◆ **WORK TO COMPLETE**:
Each line that includes the string "styles" counts once; give the total and nothing else.

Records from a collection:
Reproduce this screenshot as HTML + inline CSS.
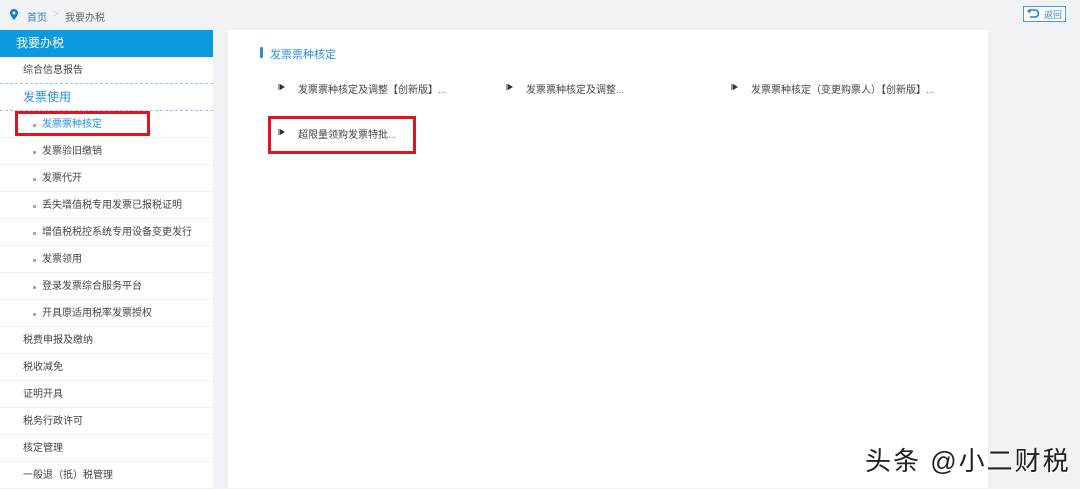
<!DOCTYPE html>
<html><head><meta charset="utf-8"><style>
*{margin:0;padding:0;box-sizing:border-box}
body{width:1080px;height:488px;background:#f0f2f5;font-family:"Liberation Sans","Noto Sans CJK SC",sans-serif;position:relative;overflow:hidden;color:#444}
.a{position:absolute;white-space:nowrap}
.side{position:absolute;left:0;top:30px;width:213px;height:458px;background:#fff}
.hd{height:27px;background:#0b99e0;color:#fff;font-size:12px;line-height:27px;padding-left:16px}
.it{height:27px;line-height:27px;font-size:10px;padding-left:23px;border-bottom:1px solid #f0f0f0}
.sub{padding-left:42px;position:relative}
.sub:before{content:"";position:absolute;left:33px;top:13px;width:3px;height:3px;background:#aaa}
.panel{position:absolute;left:228px;top:30px;width:760px;height:458px;background:#fff}
.lk{position:absolute;font-size:10px;color:#444;white-space:nowrap}
.lk:before{content:"";position:absolute;left:-18px;top:3px;border-left:5px solid #333;border-top:3px solid transparent;border-bottom:3px solid transparent}
.lk:after{content:"";position:absolute;left:-20px;top:3px;width:2px;height:6px;background:#999}
.red{position:absolute;border:3px solid #e0141e}
</style></head><body>
<svg class="a" style="left:10px;top:9px" width="8" height="11" viewBox="0 0 8 11"><path d="M4 0C1.8 0 0 1.7 0 3.9 0 6.6 4 11 4 11s4-4.4 4-7.1C8 1.7 6.2 0 4 0z" fill="#0b7fd0"/><circle cx="4" cy="4" r="1.5" fill="#fff"/></svg>
<div class="a" style="left:27px;top:9px;font-size:10px;color:#2a7fd0">首页</div>
<div class="a" style="left:53px;top:9px;font-size:10px;color:#ccc">&gt;</div>
<div class="a" style="left:65px;top:9px;font-size:10px;color:#666">我要办税</div>
<div class="a" style="left:1023px;top:6px;width:43px;height:16px;border:1px solid #4a9ad8;background:#fff"></div>
<svg class="a" style="left:1027px;top:9px" width="12" height="10" viewBox="0 0 12 10"><path d="M3 1H8a3.5 3.5 0 0 1 0 7H3" fill="none" stroke="#1a7fd0" stroke-width="1.6"/><path d="M0 1L3.5 -1.5V3.5z" fill="#1a7fd0" transform="translate(0,1)"/></svg>
<div class="a" style="left:1044px;top:8px;font-size:9px;color:#2a7fd0">返回</div>
<div class="side">
<div class="hd">我要办税</div>
<div class="it" style="border-bottom:1px dashed #9cc7e8">综合信息报告</div>
<div class="it" style="font-size:12px;color:#2a8fe0;border-bottom:1px dashed #9cc7e8">发票使用</div>
<div class="it sub" style="color:#2a8fe0">发票票种核定</div>
<div class="it sub">发票验旧缴销</div>
<div class="it sub">发票代开</div>
<div class="it sub">丢失增值税专用发票已报税证明</div>
<div class="it sub">增值税税控系统专用设备变更发行</div>
<div class="it sub">发票领用</div>
<div class="it sub">登录发票综合服务平台</div>
<div class="it sub">开具原适用税率发票授权</div>
<div class="it">税费申报及缴纳</div>
<div class="it">税收减免</div>
<div class="it">证明开具</div>
<div class="it">税务行政许可</div>
<div class="it">核定管理</div>
<div class="it">一般退（抵）税管理</div>
</div>
<div class="red" style="left:15px;top:111px;width:135px;height:25px"></div>
<div class="panel">
<div class="a" style="left:32px;top:17px;width:3px;height:11px;background:#2a8fe0;border-radius:1px"></div>
<div class="a" style="left:42px;top:16px;font-size:11px;color:#2a8fe0">发票票种核定</div>
<div class="lk" style="left:70px;top:51px">发票票种核定及调整【创新版】<span style="color:#2a7fd0">...</span></div>
<div class="lk" style="left:298px;top:51px">发票票种核定及调整<span style="color:#2a7fd0">...</span></div>
<div class="lk" style="left:523px;top:51px">发票票种核定（变更购票人）【创新版】<span style="color:#2a7fd0">...</span></div>
<div class="lk" style="left:70px;top:96px">超限量领购发票特批<span style="color:#2a7fd0">...</span></div>
</div>
<div class="red" style="left:268px;top:116px;width:148px;height:38px"></div>
<div class="a" style="left:865px;top:441px;font-size:26px;letter-spacing:2px;color:#222;text-shadow:1px 1px 0 #fff">头条 @小二财税</div>
</body></html>
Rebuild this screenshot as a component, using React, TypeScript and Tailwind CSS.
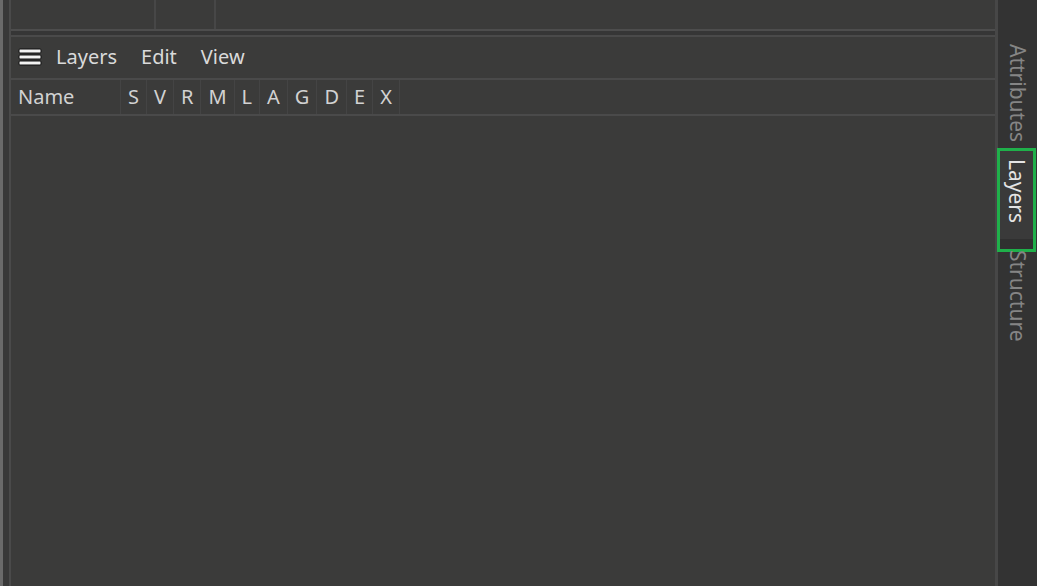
import React, { FC } from "react";

const columns = ["S", "V", "R", "M", "L", "A", "G", "D", "E", "X"];

const MenuIcon: FC = () => (
  <svg width="24" height="18" viewBox="0 0 24 18">
    {[1, 7, 13].map((y) => (
      <rect key={y} x="1" y={y} width="22" height="4" rx="1" fill="#f2f2f2" stroke="#111" strokeWidth="1" />
    ))}
  </svg>
);

const SideTab: FC<{ label: string; active?: boolean; className?: string }> = ({ label, active, className }) => (
  <div className={`flex justify-center ${className ?? ""}`}>
    <span
      className={`[writing-mode:vertical-rl] text-[21px] leading-none ${active ? "text-[#e4e4e4]" : "text-[#858585]"}`}
    >
      {label}
    </span>
  </div>
);

const App: FC = () => {
  return (
    <div
      className="flex w-[1037px] h-[586px] overflow-hidden bg-[#3b3b3a]"
      style={{ fontFamily: '"Noto Sans", "Open Sans", sans-serif' }}
    >
      {/* left edge */}
      <div className="w-[3px] bg-[#6a6a6a]" />
      <div className="w-[6px] bg-[#383838]" />

      {/* main panel */}
      <div className="flex-1 flex flex-col border-l-2 border-[#4a4a4a]">
        <div className="h-[31px] flex border-b-2 border-[#4d4d4d]">
          <div className="w-[145px] border-r-2 border-[#474747]" />
          <div className="w-[60px] border-r-2 border-[#474747]" />
          <div className="flex-1" />
        </div>
        <div className="h-[4px] bg-[#363636] border-b-2 border-[#4a4a4a] box-content" />

        <div className="h-[43px] flex items-center gap-[24px] pl-[7px] pb-[2px] border-b-2 border-[#4a4a4a] text-[20px] text-[#dadada]">
          <MenuIcon />
          <span className="-ml-[10px]">Layers</span>
          <span>Edit</span>
          <span>View</span>
        </div>

        <div className="h-[36px] flex border-b-2 border-[#4a4a4a] text-[20px] text-[#d2d2d2]">
          <div className="w-[110px] pl-[7px] flex items-center border-r border-[#444]">Name</div>
          {columns.map((c) => (
            <div key={c} className="px-[7px] flex items-center border-r border-[#444]">
              {c}
            </div>
          ))}
        </div>

        <div className="flex-1" />
      </div>

      {/* divider */}
      <div className="w-[3px] bg-[#474747]" />

      {/* sidebar */}
      <div className="w-[39px] bg-[#333333] flex flex-col">
        <div className="h-[38px]" />
        <SideTab label="Attributes" className="h-[110px] pt-[6px]" />
        <div className="h-[104px] border-[3px] border-[#1fb04a] -ml-[1px] mr-[1px] flex flex-col">
          <SideTab label="Layers" active className="flex-1 pt-[8px] bg-[#3a3a3a]" />
          <div className="h-[10px] bg-[#303030]" />
        </div>
        <SideTab label="Structure" className="-mt-[2px]" />
      </div>
    </div>
  );
};

export default App;
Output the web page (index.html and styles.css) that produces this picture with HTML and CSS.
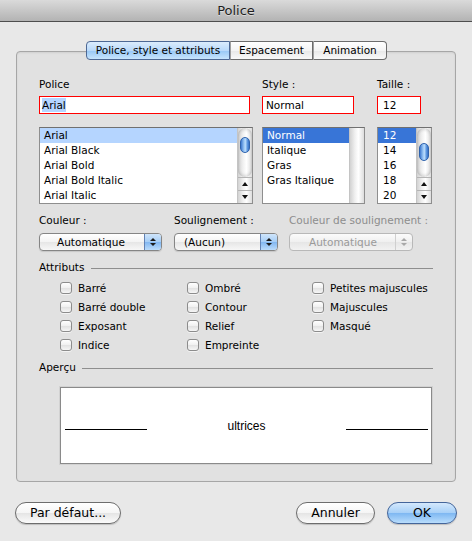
FILE: index.html
```html
<!DOCTYPE html>
<html lang="fr">
<head>
<meta charset="utf-8">
<title>Police</title>
<link rel="stylesheet" href="styles.css">
</head>
<body>
<div class="titlebar">Police</div>
<div class="tabview">
  <div class="tabs">
    <div class="tab first selected t1">Police, style et attributs</div>
    <div class="tab t2">Espacement</div>
    <div class="tab last t3">Animation</div>
  </div>
  <div class="box">
    <div class="fontrow">
      <div class="col col-font">
        <div class="label">Police</div>
        <div class="field f-font"><span class="seltext">Arial</span></div>
        <div class="list">
          <div class="items">
            <div class="item hl">Arial</div>
            <div class="item">Arial Black</div>
            <div class="item">Arial Bold</div>
            <div class="item">Arial Bold Italic</div>
            <div class="item">Arial Italic</div>
          </div>
          <div class="scroll">
            <div class="track"><div class="thumb th-font"></div></div>
            <div class="arrow up"></div>
            <div class="arrow down"></div>
          </div>
        </div>
      </div>
      <div class="col col-style">
        <div class="label">Style :</div>
        <div class="field f-style">Normal</div>
        <div class="list">
          <div class="items">
            <div class="item sel">Normal</div>
            <div class="item">Italique</div>
            <div class="item">Gras</div>
            <div class="item">Gras Italique</div>
          </div>
          <div class="scroll empty">
            <div class="track full"></div>
          </div>
        </div>
      </div>
      <div class="col col-size">
        <div class="label">Taille :</div>
        <div class="field f-size">12</div>
        <div class="list">
          <div class="items">
            <div class="item sel num">12</div>
            <div class="item num">14</div>
            <div class="item num">16</div>
            <div class="item num">18</div>
            <div class="item num">20</div>
          </div>
          <div class="scroll">
            <div class="track"><div class="thumb th-size"></div></div>
            <div class="arrow up"></div>
            <div class="arrow down"></div>
          </div>
        </div>
      </div>
    </div>

    <div class="poprow">
      <div class="pcol pc1">
        <div class="label">Couleur :</div>
        <div class="popup w1"><span class="val center">Automatique</span><span class="arr"><i class="tu"></i><i class="td"></i></span></div>
      </div>
      <div class="pcol pc2">
        <div class="label">Soulignement :</div>
        <div class="popup w2"><span class="val left">(Aucun)</span><span class="arr"><i class="tu"></i><i class="td"></i></span></div>
      </div>
      <div class="pcol pc3">
        <div class="label disabled">Couleur de soulignement :</div>
        <div class="popup w3 off"><span class="val center">Automatique</span><span class="arr"><i class="tu"></i><i class="td"></i></span></div>
      </div>
    </div>

    <div class="section sec-attr">Attributs</div>
    <div class="checks">
      <div class="check"><span class="cb"></span>Barré</div>
      <div class="check"><span class="cb"></span>Barré double</div>
      <div class="check"><span class="cb"></span>Exposant</div>
      <div class="check"><span class="cb"></span>Indice</div>
      <div class="check"><span class="cb"></span>Ombré</div>
      <div class="check"><span class="cb"></span>Contour</div>
      <div class="check"><span class="cb"></span>Relief</div>
      <div class="check"><span class="cb"></span>Empreinte</div>
      <div class="check"><span class="cb"></span>Petites majuscules</div>
      <div class="check"><span class="cb"></span>Majuscules</div>
      <div class="check"><span class="cb"></span>Masqué</div>
    </div>

    <div class="section sec-prev">Aperçu</div>
    <div class="preview">
      <span class="rule"></span>
      <span class="sample">ultrices</span>
      <span class="rule"></span>
    </div>
  </div>
</div>
<div class="buttons">
  <div class="btn b-default">Par défaut...</div>
  <div class="btn b-cancel">Annuler</div>
  <div class="btn b-ok">OK</div>
</div>
</body>
</html>
```

FILE: styles.css
```css
* { box-sizing: border-box; }
html, body { margin: 0; padding: 0; }
body {
  width: 472px;
  height: 541px;
  overflow: hidden;
  background: #e8e8e8;
  font-family: "DejaVu Sans", sans-serif;
  font-size: 10.5px;
  color: #000;
}

/* title bar */
.titlebar {
  height: 22px;
  line-height: 21px;
  border-bottom: 1px solid #4e4e4e;
  background: linear-gradient(#dadada, #b3b3b3);
  text-align: center;
  font-size: 13px;
  color: #1e1e1e;
  text-shadow: 0 1px 0 rgba(255,255,255,0.45);
}

/* tab view */
.tabview { margin: 19px 0 0 16px; width: 440px; }
.tabs {
  display: flex;
  justify-content: center;
  position: relative;
  z-index: 1;
  height: 19px;
  padding-left: 1px;
}
.tab {
  height: 19px;
  line-height: 17px;
  text-align: center;
  border: 1px solid #6c6c6c;
  border-left: 1px solid #a0a0a0;
  background: linear-gradient(#ffffff 0%, #f4f4f4 50%, #e8e8e8 52%, #f9f9f9 100%);
  white-space: nowrap;
}
.tab.first { border-left: 1px solid #5a6f90; border-radius: 4px 0 0 4px; }
.tab.last { border-radius: 0 4px 4px 0; }
.tab.selected {
  border-color: #4d6894;
  background: linear-gradient(#dbecfd 0%, #b9d9fa 50%, #98c8f6 52%, #c7e4fd 100%);
}
.t1 { width: 144px; }
.t2 { width: 83px; }
.t3 { width: 74px; }

.box {
  margin-top: -9px;
  height: 431px;
  border: 1px solid #a6a6a6;
  border-radius: 4px;
  background: #e1e1e1;
  box-shadow: inset 0 1px 2px rgba(0,0,0,0.08);
  padding: 26px 22px 17px 22px;
}

.label { height: 13px; line-height: 13px; white-space: nowrap; }
.label.disabled { color: #8d8d8d; }

/* font row */
.fontrow { display: flex; }
.col { display: flex; flex-direction: column; }
.col-font { width: 214px; }
.col-style { width: 103px; margin-left: 9px; }
.col-size { width: 55px; margin-left: 12px; }

.field {
  margin-top: 5px;
  height: 18px;
  border: 1px solid #ff0000;
  background: #fff;
  padding: 1px 2px;
  line-height: 14px;
  white-space: nowrap;
}
.f-font { width: 211px; }
.f-style { width: 92px; padding-left: 3px; }
.f-size { width: 44px; padding-left: 5px; }
.seltext { background: #b5d5ff; padding: 1px 0; }

.list {
  margin-top: 13px;
  height: 77px;
  display: flex;
  background: #fff;
  border: 1px solid #8e8e8e;
  border-top-color: #707070;
}
.items { flex: 1; overflow: hidden; }
.item {
  height: 15px;
  line-height: 15px;
  padding-left: 4px;
  white-space: nowrap;
}
.item.num { padding-left: 5px; }
.item.hl { background: #b5d5ff; }
.item.sel { background: #3875d7; color: #fff; }

.scroll {
  width: 15px;
  display: flex;
  flex-direction: column;
  border-left: 1px solid #c4c4c4;
  background: linear-gradient(to right, #d2d2d2, #f0f0f0 35%, #ffffff 60%, #dddddd);
}
.track {
  flex: 1;
  display: flex;
  flex-direction: column;
  align-items: center;
  border-radius: 7px;
  box-shadow: inset 0 2px 3px rgba(0,0,0,0.12), inset 0 -2px 3px rgba(0,0,0,0.12);
}
.track.full { border-radius: 0; box-shadow: none; }
.thumb {
  width: 10px;
  border-radius: 5px;
  border: 1px solid #2f63ad;
  background: linear-gradient(to right, #3f7ad0, #9dc9f6 40%, #b9dbfb 55%, #5d97e0 80%, #3a72c4);
}
.th-font { margin-top: 9px; height: 16px; }
.th-size { margin-top: 15px; height: 18px; }
.arrow {
  height: 13px;
  border-top: 1px solid #b4b4b4;
  display: flex;
  align-items: center;
  justify-content: center;
}
.arrow::before {
  content: "";
  border-left: 3px solid transparent;
  border-right: 3px solid transparent;
}
.arrow.up::before { border-bottom: 4px solid #111; }
.arrow.down::before { border-top: 4px solid #111; }

/* popups row */
.poprow { display: flex; margin-top: 10px; }
.pcol { display: flex; flex-direction: column; }
.pc1 { width: 135px; }
.pc2 { width: 115px; }
.pc3 { flex: 1; }
.popup {
  margin-top: 6px;
  height: 18px;
  display: flex;
  border: 1px solid #858585;
  border-radius: 4px;
  overflow: hidden;
  background: linear-gradient(#ffffff 0%, #f3f3f3 50%, #e6e6e6 52%, #f7f7f7 100%);
  box-shadow: 0 1px 1px rgba(0,0,0,0.12);
}
.w1 { width: 123px; }
.w2 { width: 104px; }
.w3 { width: 124px; }
.popup .val { flex: 1; line-height: 16px; white-space: nowrap; }
.popup .val.center { padding-left: 17px; }
.popup .val.left { padding-left: 9px; }
.popup .arr {
  width: 17px;
  border-left: 1px solid #6282b4;
  background: linear-gradient(#cfe5fb 0%, #a5cdf6 50%, #82b7f1 52%, #bcdcfb 100%);
  display: flex;
  flex-direction: column;
  align-items: center;
  justify-content: center;
  gap: 2px;
}
.tu, .td { display: block; width: 0; height: 0; border-left: 3px solid transparent; border-right: 3px solid transparent; }
.tu { border-bottom: 3px solid #1b1b1b; }
.td { border-top: 3px solid #1b1b1b; }
.popup.off { border-color: #b8b8b8; box-shadow: none; background: linear-gradient(#fbfbfb, #efefef 50%, #e6e6e6 52%, #f2f2f2); }
.popup.off .val { color: #9a9a9a; }
.popup.off .val.center { padding-left: 19px; }
.popup.off .arr { border-left-color: #cfcfcf; background: transparent; }
.popup.off .tu { border-bottom-color: #a8a8a8; }
.popup.off .td { border-top-color: #a8a8a8; }

/* sections */
.section {
  display: flex;
  align-items: center;
  height: 13px;
  line-height: 13px;
}
.section::after {
  content: "";
  flex: 1;
  border-top: 1px solid #8e8e8e;
  margin-left: 7px;
  margin-top: 1px;
}
.sec-attr { margin-top: 10px; }
.sec-prev { margin-top: 7px; }
.sec-prev::after { margin-left: 6px; }

.checks {
  margin: 4px 0 0 21px;
  display: grid;
  grid-template-columns: 127px 125px auto;
  grid-template-rows: repeat(4, 19px);
  grid-auto-flow: column;
}
.check { display: flex; align-items: center; white-space: nowrap; }
.cb {
  width: 12px;
  height: 12px;
  margin-right: 6px;
  border: 1px solid #8c8c8c;
  border-radius: 3px;
  background: linear-gradient(#ffffff 0%, #f0f0f0 50%, #e2e2e2 52%, #f6f6f6 100%);
  box-shadow: 0 1px 0 rgba(255,255,255,0.6);
}

.preview {
  margin: 13px 0 0 21px;
  width: 372px;
  height: 77px;
  background: #fff;
  border: 1px solid #8a8a8a;
  box-shadow: 0 0 0 1px #d2d2d2;
  display: grid;
  grid-template-columns: 82px 1fr 82px;
  align-items: center;
  padding: 0 3px 0 4px;
  font-family: "Liberation Sans", Arial, sans-serif;
  font-size: 12px;
}
.preview .rule { border-top: 1px solid #000; margin-top: 8px; }
.preview .sample { text-align: center; }

/* buttons */
.buttons { display: flex; margin-top: 20px; padding: 0 15px; gap: 12px; }
.btn {
  height: 22px;
  border: 1px solid #6d6d6d;
  border-radius: 11px;
  background: linear-gradient(#ffffff 0%, #f5f5f5 50%, #e5e5e5 52%, #fbfbfb 100%);
  font-size: 12.5px;
  line-height: 20px;
  text-align: center;
  box-shadow: 0 1px 1px rgba(0,0,0,0.18);
  white-space: nowrap;
}
.b-default { width: 106px; margin-right: auto; }
.b-cancel { width: 79px; }
.b-ok {
  width: 70px;
  border-color: #44659a;
  background: linear-gradient(#d4e8fc 0%, #a6cff7 50%, #7fb8f2 52%, #b9ddfc 100%);
}
```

◆ **EXPECTED ANSWER**:
3